Response of buoyant plumes to transient discharges investigated using an adaptive solver

Abstract

The behavior of buoyant plumes driven by variable momentum inputs were examined using an adaptive Navier-Stokes solver (Gerris). Boundary conditions were representative of an idealized stratified, coastal environment. Salinity ranged from 5 to 30 in the top 5 m of the water column to replicate the strong vertical gradients experienced in fjord environments. Two-dimensional simulations examined the response of the buoyant plume driven by zero, steady, and variable momentum fluxes. The behavior was quantified in terms of the characteristic features of a buoyant plume, the thickness of the nose (or head of gravity current), and the trailing tail. Both the nose and tail of the plume were substantially thicker for the variable momentum run, whereas elongation and thinning of the plume was evident for the steady and zero momentum inputs. Furthermore, an order of magnitude difference in available potential energy was found for the variable momentum run. Validation of the Boussinesq approximation initially utilized the classic lock-exchange experiment with excellent agreement to previous numerical and theoretical experiments.
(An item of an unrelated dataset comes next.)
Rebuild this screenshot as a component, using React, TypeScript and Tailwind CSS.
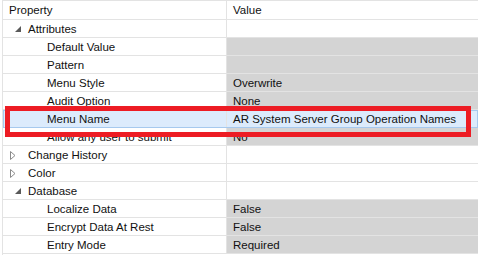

Frontal speeds of the gravity current converged toward the theoretical value of Benjamin (1968). The adaptive mesh permitted lock-exchange simulations at Reynolds number (Re) of ∼10,500 and are some of the highest Re runs to date. Moreover, improved computational efficiency was achieved using the adaptive solver with simulations completed in 20% of the time they took on a static, high-resolution grid. © 2010 by the American Geophysical Union.